L'Oncle Sam a-t-il déclaré la guerre à l'islam ? Ce n'est pas le cas, ou alors il faudrait que les Américains sortent de l'ambiguïté. Car si le ton se fait dur aux Etats-Unis, la politique étrangère américaine, elle, n'a jamais cessé de promouvoir les formes de l'islam radical dans le monde. Washington soutient toujours l'Arabie Saoudite, berceau d'Al-Qaïda, et ne semble pas décidé à retirer son appui aux régimes qui, confrontés à une contestation islamiste, favorisent paradoxalement l'islamisme pour des raisons politiques (Algérie, Yémen et surtout Pakistan). La Maison-Blanche a suscité la création de deux Etats musulmans au coeur de l'Europe, la Bosnie-Herzégovine et le Kosovo, en ayant parfaitement connaissance des conséquences géopolitiques, culturelles, religieuses. L'adhésion de la Turquie dans l'Union européenne est égalemment une vieille lune américaine, dont l'objectif est de protéger Israël contre le monde arabe musulman, très irrité par la politique de l'Etat hébreu (bénie par les Etats-Unis). Enfin, le multiculturalisme tel que Barack Obama l'a promu lors de son célèbre discours à l'université du Caire, dopé par le poids de la globalisation anglo-saxonne, contribue à susciter l'emergence d'un islam politique en Europe.

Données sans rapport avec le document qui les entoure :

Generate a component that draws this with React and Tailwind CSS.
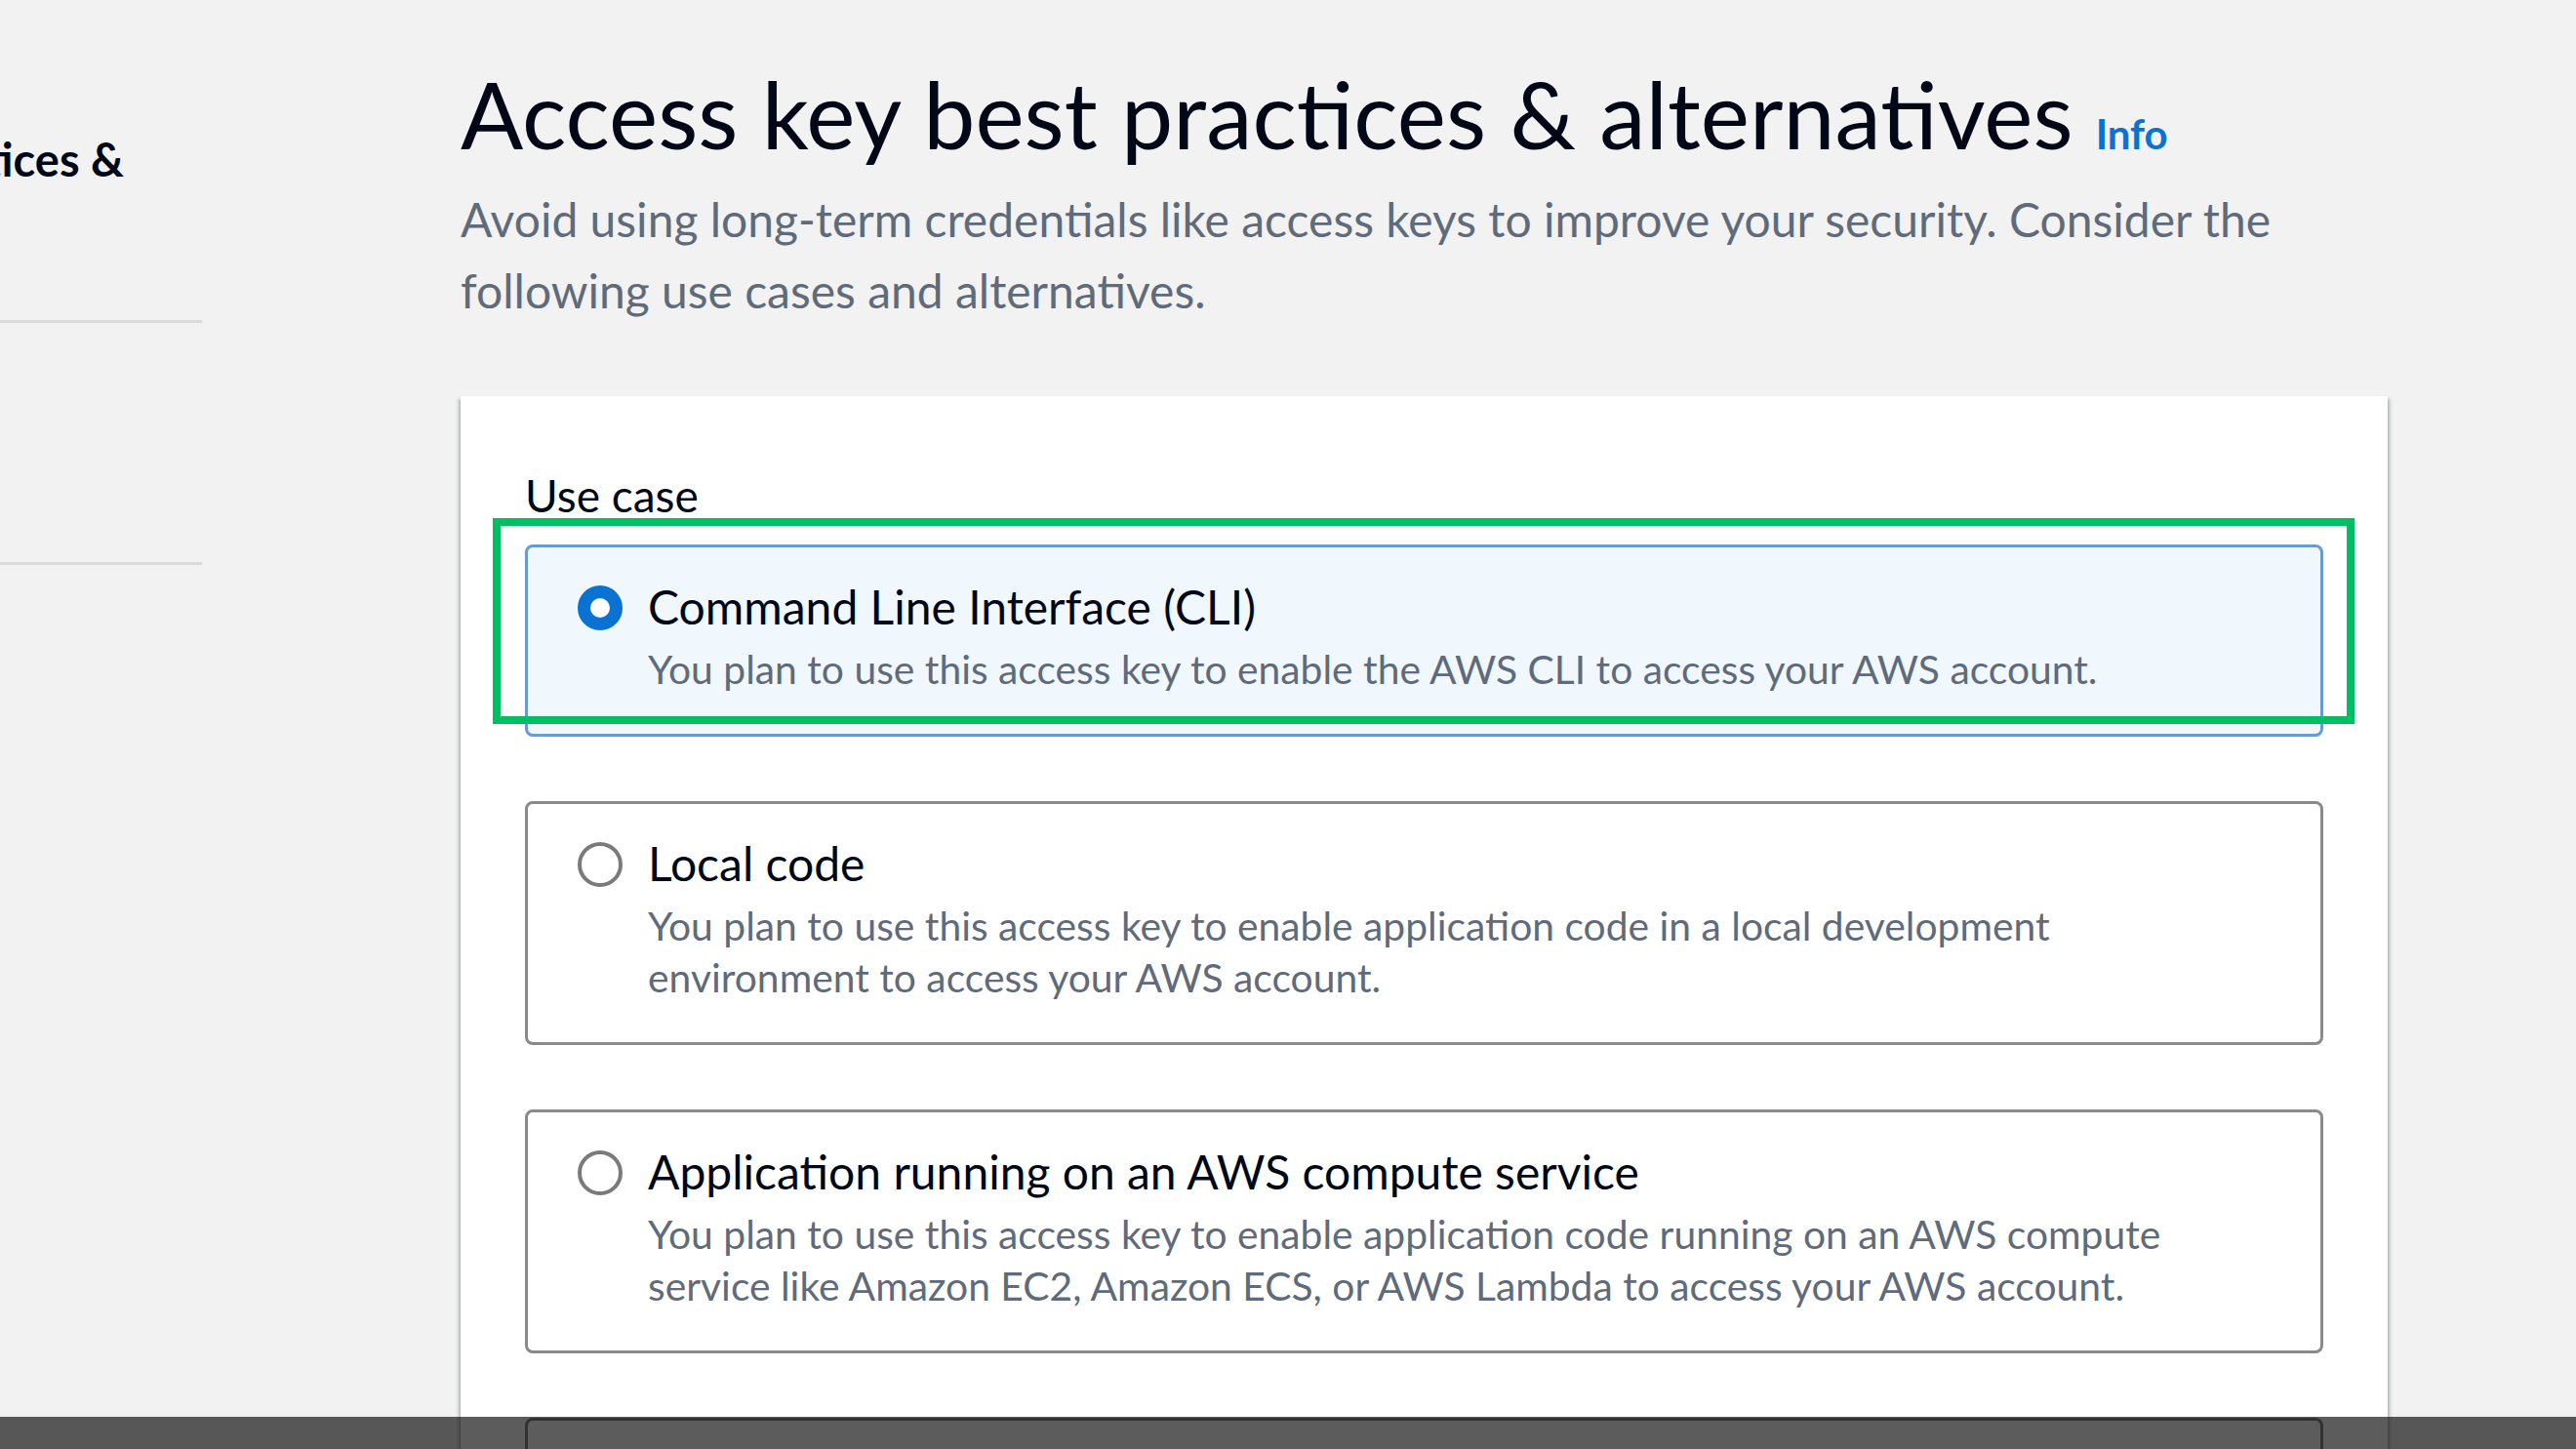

Si on observe ce panorama, il est donc très étrange d'assister à la montée d'une défiance de l'islam aux Etats-Unis. A moins que les pyromanes d'hier ne se soient changés dans l'urgence en pompiers. A moins que le but final est de faire grandir un islam archaïque pour le rallier de force à la globalisation et le noyer dans le Coca.